Charles in Charge
by Lauren Collins May 28, 2007
The art dealer Charles Saatchi spends a lot of time sitting at his desk. You might, too, if your desk were more of a table, capacious enough to occupy almost an entire wall of a parlor-floor room in your Belgravia town house; if its placement allowed you to hear snatches of birdsong and to look onto leafy Eaton Square; if its surface were laden with monographs, notebooks, a pewter platter of cookies, several bright-colored plastic cigarette lighters, and a Mrs. Potato Head toy.
In the midst of this tableau, Saatchi’s computer, a black flat-screen desktop, occupies a clutter-free zone toward the front. In the past, he didn’t use it much—“I can Google things up, and that’s about the extent of it,” he said—but, lately, he has been spending three hours a day pecking away at his gallery’s ever-expanding Web site. “This site happened only because I had nothing to do,” Saatchi, who is sixty-three, said. He has been waiting almost a year for the construction of a new gallery in London, and, in the meantime, he explained, the young people in his life suggested that he stake a claim on the Internet. “Oh, yes, I see, this is the modern world,” he recalled, of his awakening. “I was kicked by my staff, who said, ‘Oy, wake up,’ and by my daughters, who called me a double loser,” he said, splaying both thumbs and forefingers into L-shapes, and smacking them against his forehead.
A year ago, Saatchi launched Your Gallery, a free online forum where anyone in the world can create a profile page and display his or her art work. “I’m hoping that the site is encouraging to people who find the art world a little daunting,” he said. Within a month, thirteen hundred artists had signed up, and Saatchi followed with STUART, a spinoff page focussing on student artists. Next came a magazine, a street-art gallery, a debate forum, and Showdown, a biweekly contest at the end of which two pieces of art are voted on by viewers. “We stole Showdown from the most fantastic site, Hot or Not—the one where you put people up and say, ‘Would you or wouldn’t you?’ ” Saatchi said. “We think of something, and we just stick another box on,” he went on, stubbing a Silk Cut cigarette into a silver chalice.
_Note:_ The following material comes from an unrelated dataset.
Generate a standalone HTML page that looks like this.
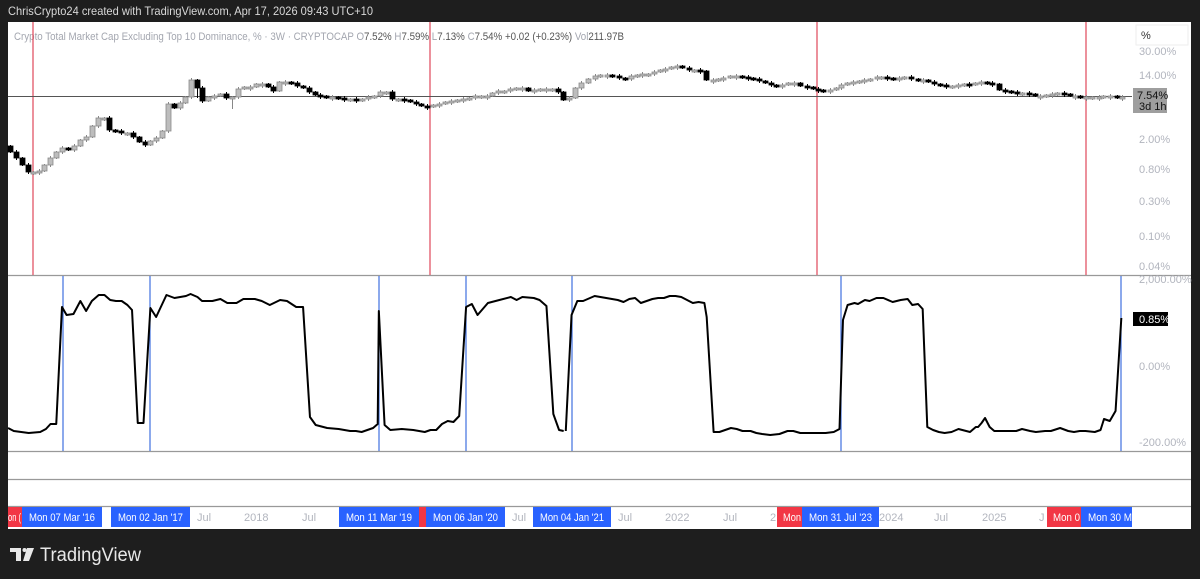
<!DOCTYPE html>
<html><head><meta charset="utf-8"><style>
html,body{margin:0;padding:0;background:#1e1e1e;width:1200px;height:579px;overflow:hidden;font-family:"Liberation Sans",sans-serif}
svg{position:absolute;left:0;top:0}
</style></head><body>
<svg id="s" width="1200" height="579" xmlns="http://www.w3.org/2000/svg" font-family="Liberation Sans, sans-serif">
<rect x="0" y="0" width="1200" height="579" fill="#1e1e1e"/>
<text x="8" y="15" font-size="12" fill="#d8d8d8" textLength="365" lengthAdjust="spacingAndGlyphs">ChrisCrypto24 created with TradingView.com, Apr 17, 2026 09:43 UTC+10</text>
<rect x="8" y="22" width="1183" height="507" fill="#fff"/>
<text x="14" y="40" font-size="11" fill="#a3a6af" textLength="610" lengthAdjust="spacingAndGlyphs">Crypto Total Market Cap Excluding Top 10 Dominance, % · 3W · CRYPTOCAP  O<tspan fill="#555">7.52%</tspan>  H<tspan fill="#555">7.59%</tspan>  L<tspan fill="#555">7.13%</tspan>  C<tspan fill="#555">7.54%</tspan>  <tspan fill="#555">+0.02 (+0.23%)</tspan>  Vol<tspan fill="#555">211.97B</tspan></text>
<line x1="8" y1="275.5" x2="1191" y2="275.5" stroke="#999" stroke-width="1.2"/>
<line x1="8" y1="451.5" x2="1191" y2="451.5" stroke="#999" stroke-width="1.2"/>
<line x1="8" y1="479.5" x2="1191" y2="479.5" stroke="#999" stroke-width="1.2"/>
<line x1="8" y1="506.5" x2="1191" y2="506.5" stroke="#999" stroke-width="1.2"/>
<g stroke="#e0485a" stroke-width="1.2">
<line x1="33" y1="22" x2="33" y2="275"/><line x1="430" y1="22" x2="430" y2="275"/><line x1="817" y1="22" x2="817" y2="275"/><line x1="1086" y1="22" x2="1086" y2="275"/>
</g>
<g stroke="#3f70e0" stroke-width="1.2">
<line x1="63" y1="276" x2="63" y2="451"/><line x1="150" y1="276" x2="150" y2="451"/><line x1="379" y1="276" x2="379" y2="451"/><line x1="466" y1="276" x2="466" y2="451"/><line x1="572" y1="276" x2="572" y2="451"/><line x1="841" y1="276" x2="841" y2="451"/><line x1="1121" y1="276" x2="1121" y2="451"/>
</g>
<line x1="8" y1="96.5" x2="1132" y2="96.5" stroke="#555" stroke-width="1"/>
<g id="candles"></g>
<g fill="none" stroke="#000" stroke-width="2" stroke-linejoin="round">
<polyline vector-effect="non-scaling-stroke" transform="scale(1.148,1)" points="7,428 12,431 25,433 35,432 40,429 44,424 49,424 54,307 58,315 64,314 70,301 75,311 80,301 86,295 91,295 96,300 101,301 106,301 111,305 115,310 120,423 125,423 131,308 136,317 145,295 152,298 162,296 166,294 172,297 176,301 185,301 192,299 198,303 206,303 212,299 222,299 228,301 235,305 244,300 250,301 258,307 264,307 270,417 275,425 285,428 295,429 305,431 310,431 315,432 320,430 325,428 329,424 330,311 335,425 340,430 350,429 360,430 370,432 375,430 380,430 385,424 390,421 395,422 400,416 406,307 411,304 416,315 425,303 435,300 445,297 450,300 455,297 465,298 470,300 476,306 482,414 487,430 491,431"/>
<polyline vector-effect="non-scaling-stroke" transform="translate(560,0) scale(1.155,1) translate(-560,0)" points="565,431 570,315 575,301 580,301 590,296 600,298 610,300 615,302 620,299 625,298 630,303 640,299 645,298 650,298 655,296 660,296 665,297 670,300 675,303 680,302 685,303 687,317 693,432 698,432 703,430 708,428 713,429 718,431 725,431 730,433 735,434 742,435 750,434 757,431 762,431 768,433 775,433 782,433 790,433 797,432 802,429 805,320 809,305 815,303 818,304 824,300 828,301 834,298 840,298 848,302 855,300 861,299 865,305 870,304 874,309 878,427 883,430 888,432 893,433 899,432 905,429 915,432 920,427 922,427 925,423 928,418 932,427 936,431 945,431 955,431 960,429 967,431 972,432 980,431 985,431 993,428 1000,431 1005,432 1010,431 1015,431 1023,432 1028,430 1031,419 1036,421 1041,411 1046,318"/>
</g>
<rect x="1136" y="25" width="52" height="20" fill="#fff" stroke="#eee"/>
<text x="1141" y="39" font-size="11" fill="#333">%</text>
<g font-size="11" fill="#b2b5be">
<text x="1139" y="55">30.00%</text>
<text x="1139" y="79">14.00%</text>
<text x="1139" y="143">2.00%</text>
<text x="1139" y="173">0.80%</text>
<text x="1139" y="205">0.30%</text>
<text x="1139" y="240">0.10%</text>
<text x="1139" y="270">0.04%</text>
<text x="1139" y="283">2,000.00%</text>
<text x="1139" y="370">0.00%</text>
<text x="1139" y="446">-200.00%</text>
</g>
<rect x="1133" y="88" width="34" height="25" fill="#9e9e9e"/>
<text x="1137" y="99" font-size="11" fill="#111">7.54%</text>
<text x="1139" y="110" font-size="11" fill="#111">3d 1h</text>
<rect x="1133" y="312" width="35" height="14" fill="#000"/>
<text x="1139" y="323" font-size="11" fill="#fff">0.85%</text>
<g font-size="11">
<rect x="8" y="507" width="14" height="20" fill="#f23645"/><text x="8" y="521" fill="#fff" textLength="13" lengthAdjust="spacingAndGlyphs">on (</text>
<rect x="22" y="507" width="80" height="20" fill="#2962ff"/><text x="29" y="521" fill="#fff" textLength="66" lengthAdjust="spacingAndGlyphs">Mon 07 Mar '16</text>
<rect x="111" y="507" width="79" height="20" fill="#2962ff"/><text x="118" y="521" fill="#fff" textLength="65" lengthAdjust="spacingAndGlyphs">Mon 02 Jan '17</text>
<text x="197" y="521" fill="#b2b5be">Jul</text><text x="244" y="521" fill="#b2b5be">2018</text><text x="302" y="521" fill="#b2b5be">Jul</text>
<rect x="339" y="507" width="80" height="20" fill="#2962ff"/><text x="346" y="521" fill="#fff" textLength="66" lengthAdjust="spacingAndGlyphs">Mon 11 Mar '19</text>
<rect x="419" y="507" width="7" height="20" fill="#f23645"/>
<rect x="426" y="507" width="79" height="20" fill="#2962ff"/><text x="433" y="521" fill="#fff" textLength="65" lengthAdjust="spacingAndGlyphs">Mon 06 Jan '20</text>
<text x="512" y="521" fill="#b2b5be">Jul</text>
<rect x="533" y="507" width="78" height="20" fill="#2962ff"/><text x="540" y="521" fill="#fff" textLength="64" lengthAdjust="spacingAndGlyphs">Mon 04 Jan '21</text>
<text x="618" y="521" fill="#b2b5be">Jul</text><text x="665" y="521" fill="#b2b5be">2022</text><text x="723" y="521" fill="#b2b5be">Jul</text><text x="770" y="521" fill="#b2b5be">2</text>
<rect x="777" y="507" width="25" height="20" fill="#f23645"/><text x="783" y="521" fill="#fff" textLength="18" lengthAdjust="spacingAndGlyphs">Mon</text>
<rect x="802" y="507" width="77" height="20" fill="#2962ff"/><text x="809" y="521" fill="#fff" textLength="63" lengthAdjust="spacingAndGlyphs">Mon 31 Jul '23</text>
<text x="879" y="521" fill="#b2b5be">2024</text><text x="934" y="521" fill="#b2b5be">Jul</text><text x="982" y="521" fill="#b2b5be">2025</text><text x="1039" y="521" fill="#b2b5be">J</text>
<rect x="1047" y="507" width="34" height="20" fill="#f23645"/><text x="1053" y="521" fill="#fff" textLength="27" lengthAdjust="spacingAndGlyphs">Mon 0</text>
<rect x="1081" y="507" width="51" height="20" fill="#2962ff"/><text x="1088" y="521" fill="#fff" textLength="44" lengthAdjust="spacingAndGlyphs">Mon 30 M</text>
</g>
<path d="M10 548 H21 V561 H16 V552 H10 Z" fill="#e8e8e8"/>
<circle cx="24.5" cy="550" r="2" fill="#e8e8e8"/>
<path d="M27 548 H34 L29 561 H23 Z" fill="#e8e8e8"/>
<text x="40" y="561" font-size="19" fill="#e8e8e8" textLength="101" lengthAdjust="spacingAndGlyphs">TradingView</text>
</svg>
<script>
var pts=[[10,152],[16,158],[22,165],[28,172],[33,172],[39,171],[44,165],[50,158],[56,152],[62,148],[68,150],[74,146],[80,140],[86,137],[92,126],[98,118],[104,118],[109,130],[115,131],[121,133],[127,133],[133,137],[139,142],[145,145],[150,141],[156,138],[162,131],[168,104],[174,108],[180,103],[185,97],[191,80],[197,88],[202,101],[208,97],[214,96],[220,94],[226,98],[232,97],[238,89],[244,87],[250,87],[256,84],[262,84],[268,87],[273,91],[279,82],[285,82],[291,83],[297,86],[303,88],[309,92],[315,95],[320,96],[326,97],[332,97],[338,98],[344,100],[350,99],[356,100],[362,99],[368,97],[374,96],[380,92],[386,92],[392,99],[398,99],[404,100],[410,102],[416,104],[421,106],[427,107],[433,105],[439,104],[445,102],[451,101],[457,100],[463,99],[469,98],[475,96],[481,96],[487,96],[492,93],[498,91],[504,91],[510,89],[516,88],[522,88],[528,91],[534,90],[540,89],[546,89],[552,89],[558,92],[563,100],[569,98],[575,88],[581,83],[588,79],[595,76],[600,75],[607,75],[612,76],[619,78],[625,79],[631,76],[637,75],[642,74],[648,74],[654,72],[660,70],[665,69],[671,67],[677,66],[682,68],[689,70],[694,70],[700,71],[706,80],[713,80],[718,79],[723,78],[730,76],[736,76],[742,77],[748,78],[753,79],[759,81],[765,83],[771,85],[776,87],[782,85],[788,83],[794,83],[800,86],[807,87],[813,89],[818,90],[823,91],[830,90],[836,88],[841,85],[847,83],[853,82],[859,81],[864,80],[870,79],[877,77],[881,77],[887,78],[893,79],[899,78],[904,77],[911,79],[918,80],[923,80],[928,82],[934,84],[940,85],[946,86],[952,86],[958,85],[964,84],[969,85],[975,83],[981,82],[987,83],[992,84],[999,90],[1005,91],[1011,92],[1017,93],[1022,93],[1029,94],[1035,96],[1040,96],[1046,95],[1052,94],[1057,93],[1064,94],[1070,96],[1075,96],[1080,97],[1086,97],[1092,97],[1099,97],[1103,96],[1110,96],[1117,97],[1122,97]];
var g=document.getElementById('candles'),h='',prev=146;
for(var i=0;i<pts.length;i++){var x=pts[i][0],y=pts[i][1];var down=y>prev;var t=Math.min(y,prev),b=Math.max(y,prev);if(b-t<2){b=t+2;}
var wt=t-1-(i%2),wb=b+1+(i%2);if(i==194){wb=110;}if(i==32||i==38){wb=b+10;}
h+='<line x1="'+(x+0.5)+'" y1="'+wt+'" x2="'+(x+0.5)+'" y2="'+wb+'" stroke="'+(down?'#000':'#888')+'" stroke-width="1"/>';
h+='<rect x="'+(x-2)+'" y="'+t+'" width="5" height="'+(b-t)+'" fill="'+(down?'#000':'#bdbdbd')+'" stroke="'+(down?'#000':'#8a8a8a')+'" stroke-width="0.8"/>';prev=y;}
g.innerHTML=h;
</script>
</body></html>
By January, the online galleries were drawing more than five million hits a day, but Saatchi noticed a problem: a quorum of artists from China were attempting to communicate with their English-speaking contemporaries, without much luck. Saatchi tried an automatic translation service, but the results were spotty: a section that ought to have read “New Art from China,” for instance, was interpreted as “New Art from Porcelain.” Saatchi said, “That’s what makes Chinese translating systems so frustrating—the language comes out as gobbledygook.” An improved Mandarin site went live last month.
“I don’t do business travel,” Saatchi said, announcing his intention to create similar sites for speakers of Russian, Hindi, Japanese, and Spanish. “I haven’t been to America in five years. I’m very good at feigning terrible wasting diseases at the last minute. Nigella”—Saatchi is married to the cook and writer Nigella Lawson—“gave me this great thing where if you’re in the middle of a phone call it makes the noise of a baby or a deliveryman.” When he launched Your Gallery, Saatchi pledged, in the name of giving others a chance, to desist for a year from buying artists he discovered there. The year is almost up. “I’ve got a list of people I think are very, very good,” he said. “It fills up two sides of an A4 envelope.”
Lawson, wearing an apron, popped in and said, “Can I get you anything?”
“Hello, darling, what are you up to?” Saatchi responded.
“It’s a madhouse in here,” Lawson said, and explained that she was doing a photo shoot downstairs. Nevertheless, she gamely agreed to give a demonstration on her Pilates machine for a curious visitor. “I need my stirrups!” she yelled to Saatchi, who was happy to help.